The Council will look at the type of points set out at 1-4 above and if they are satisfied that the complaining party’s house is adversely affected (flow of daylight/sunlight restricted) then they will uphold the complaint and issue a Remedial Notice. If not satisfied, the Council can reject the complaint.

A Remedial Notice

A Remedial Notice will set out what steps must be taken by the owner of the property on which the problem high hedge is located. It will also set a time-limit within which the remedial work must be carried out.

The property owner against whom the Remedial Notice has been made has a right to appeal against the decision. The Council will provide the details of how to do this when issuing the Notice.

What happens if the Remedial Notice is not complied with?

If the Remedial Notice is not complied with the property owner against whom it was made will have committed an offence and will be summonsed to the Magistrates’ Court. If convicted, they will be ordered to pay a fine.

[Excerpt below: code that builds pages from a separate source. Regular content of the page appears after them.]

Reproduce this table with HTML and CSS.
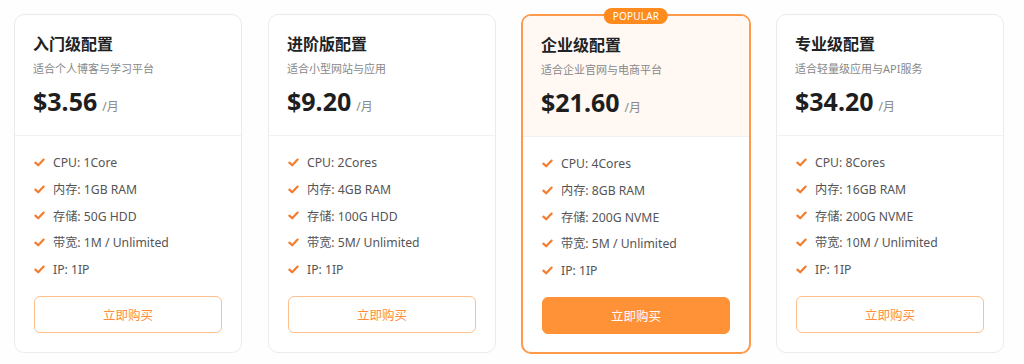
FILE: index.html
```html
<!DOCTYPE html>
<html lang="zh-CN">
<head>
<meta charset="utf-8">
<title>Pricing</title>
<link rel="stylesheet" href="styles.css">
</head>
<body>
<div class="plans">
  <div class="card">
    <div class="head">
      <h3 class="title">入门级配置</h3>
      <p class="desc">适合个人博客与学习平台</p>
      <div class="price"><span class="amount">$3.56</span><span class="unit">/月</span></div>
    </div>
    <ul class="features">
      <li><svg class="check" viewBox="0 0 12 12"><polyline points="1.5,6.2 4.6,9 10.5,2.8"/></svg>CPU: 1Core</li>
      <li><svg class="check" viewBox="0 0 12 12"><polyline points="1.5,6.2 4.6,9 10.5,2.8"/></svg>内存: 1GB RAM</li>
      <li><svg class="check" viewBox="0 0 12 12"><polyline points="1.5,6.2 4.6,9 10.5,2.8"/></svg>存储: 50G HDD</li>
      <li><svg class="check" viewBox="0 0 12 12"><polyline points="1.5,6.2 4.6,9 10.5,2.8"/></svg>带宽: 1M / Unlimited</li>
      <li><svg class="check" viewBox="0 0 12 12"><polyline points="1.5,6.2 4.6,9 10.5,2.8"/></svg>IP: 1IP</li>
    </ul>
    <a class="btn" href="#">立即购买</a>
  </div>
  <div class="card">
    <div class="head">
      <h3 class="title">进阶版配置</h3>
      <p class="desc">适合小型网站与应用</p>
      <div class="price"><span class="amount">$9.20</span><span class="unit">/月</span></div>
    </div>
    <ul class="features">
      <li><svg class="check" viewBox="0 0 12 12"><polyline points="1.5,6.2 4.6,9 10.5,2.8"/></svg>CPU: 2Cores</li>
      <li><svg class="check" viewBox="0 0 12 12"><polyline points="1.5,6.2 4.6,9 10.5,2.8"/></svg>内存: 4GB RAM</li>
      <li><svg class="check" viewBox="0 0 12 12"><polyline points="1.5,6.2 4.6,9 10.5,2.8"/></svg>存储: 100G HDD</li>
      <li><svg class="check" viewBox="0 0 12 12"><polyline points="1.5,6.2 4.6,9 10.5,2.8"/></svg>带宽: 5M/ Unlimited</li>
      <li><svg class="check" viewBox="0 0 12 12"><polyline points="1.5,6.2 4.6,9 10.5,2.8"/></svg>IP: 1IP</li>
    </ul>
    <a class="btn" href="#">立即购买</a>
  </div>
  <div class="card featured">
    <span class="badge">POPULAR</span>
    <div class="head">
      <h3 class="title">企业级配置</h3>
      <p class="desc">适合企业官网与电商平台</p>
      <div class="price"><span class="amount">$21.60</span><span class="unit">/月</span></div>
    </div>
    <ul class="features">
      <li><svg class="check" viewBox="0 0 12 12"><polyline points="1.5,6.2 4.6,9 10.5,2.8"/></svg>CPU: 4Cores</li>
      <li><svg class="check" viewBox="0 0 12 12"><polyline points="1.5,6.2 4.6,9 10.5,2.8"/></svg>内存: 8GB RAM</li>
      <li><svg class="check" viewBox="0 0 12 12"><polyline points="1.5,6.2 4.6,9 10.5,2.8"/></svg>存储: 200G NVME</li>
      <li><svg class="check" viewBox="0 0 12 12"><polyline points="1.5,6.2 4.6,9 10.5,2.8"/></svg>带宽: 5M / Unlimited</li>
      <li><svg class="check" viewBox="0 0 12 12"><polyline points="1.5,6.2 4.6,9 10.5,2.8"/></svg>IP: 1IP</li>
    </ul>
    <a class="btn btn-solid" href="#">立即购买</a>
  </div>
  <div class="card">
    <div class="head">
      <h3 class="title">专业级配置</h3>
      <p class="desc">适合轻量级应用与API服务</p>
      <div class="price"><span class="amount">$34.20</span><span class="unit">/月</span></div>
    </div>
    <ul class="features">
      <li><svg class="check" viewBox="0 0 12 12"><polyline points="1.5,6.2 4.6,9 10.5,2.8"/></svg>CPU: 8Cores</li>
      <li><svg class="check" viewBox="0 0 12 12"><polyline points="1.5,6.2 4.6,9 10.5,2.8"/></svg>内存: 16GB RAM</li>
      <li><svg class="check" viewBox="0 0 12 12"><polyline points="1.5,6.2 4.6,9 10.5,2.8"/></svg>存储: 200G NVME</li>
      <li><svg class="check" viewBox="0 0 12 12"><polyline points="1.5,6.2 4.6,9 10.5,2.8"/></svg>带宽: 10M / Unlimited</li>
      <li><svg class="check" viewBox="0 0 12 12"><polyline points="1.5,6.2 4.6,9 10.5,2.8"/></svg>IP: 1IP</li>
    </ul>
    <a class="btn" href="#">立即购买</a>
  </div>
</div>
</body>
</html>
```

FILE: styles.css
```css
* { box-sizing: border-box; }
html, body { margin: 0; padding: 0; }
body {
  background: #fefefe;
  font-family: "Noto Sans", "Noto Sans CJK SC", sans-serif;
  color: #222;
  width: 1024px;
  height: 364px;
  overflow: hidden;
}
.plans {
  display: grid;
  grid-template-columns: repeat(4, 228px);
  column-gap: 26px;
  padding: 14px 20px 0 14px;
  align-items: start;
}
.card {
  position: relative;
  background: #fff;
  border: 1px solid #ebebeb;
  border-radius: 10px;
  display: flex;
  flex-direction: column;
  height: 339px;
}
.featured {
  border: 2px solid #ff9a4a;
  margin: 0 -1px 0 -1px;
  height: 340px;
}
.featured .head { background: #fff8f3; border-radius: 8px 8px 0 0; }
.badge {
  position: absolute;
  top: -8px;
  left: 50%;
  transform: translateX(-50%);
  background: #ff8a1e;
  color: #fff;
  font-size: 10px;
  line-height: 16px;
  height: 16px;
  padding: 0 9px;
  border-radius: 8px;
  letter-spacing: 0.2px;
}
.head {
  padding: 18px 18px 18px;
  border-bottom: 1px solid #f2f2f2;
}
.title {
  margin: 0;
  font-size: 16px;
  line-height: 22px;
  font-weight: 700;
  color: #222;
}
.desc {
  margin: 5px 0 0;
  font-size: 11px;
  line-height: 18px;
  color: #888;
}
.price {
  margin-top: 7px;
  display: flex;
  align-items: baseline;
  gap: 5px;
}
.amount {
  font-size: 25px;
  line-height: 32px;
  font-weight: 700;
  color: #1e1e1e;
}
.unit {
  font-size: 12px;
  color: #888;
}
.features {
  list-style: none;
  margin: 0;
  padding: 13px 18px 0;
}
.features li {
  display: flex;
  align-items: center;
  height: 26.7px;
  font-size: 12.2px;
  color: #555;
}
.check {
  width: 11px;
  height: 11px;
  margin: 0 8px 0 1px;
  fill: none;
  stroke: #f47c2e;
  stroke-width: 2.4;
  stroke-linecap: round;
  stroke-linejoin: round;
}
.btn {
  margin: 14px 19px 0;
  height: 37px;
  display: flex;
  align-items: center;
  justify-content: center;
  border: 1px solid #ffbf8a;
  border-radius: 6px;
  color: #ff8c3a;
  font-size: 12.5px;
  text-decoration: none;
}
.btn-solid {
  background: #ff9236;
  border-color: #ff9236;
  color: #fff;
}
```
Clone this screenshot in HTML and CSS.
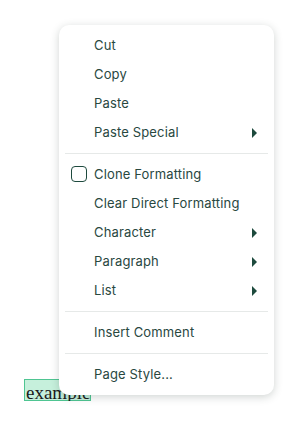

If the person fails to carry out the works ordered after conviction then they will be subject to further convictions and fines.

In short, if you have an issue with a neighbour’s hedge try to resolve it amicably. If this can’t be done, despite your best efforts, contact your local Council and discuss the complaint process and/or consult your solicitor.

This article should not be deemed to be an exhaustive summary of the provisions of High Hedge Act (Northern Ireland) 2011. Other legal remedies may be available to a property owner who considers their use or enjoyment of their property to be adversely affected.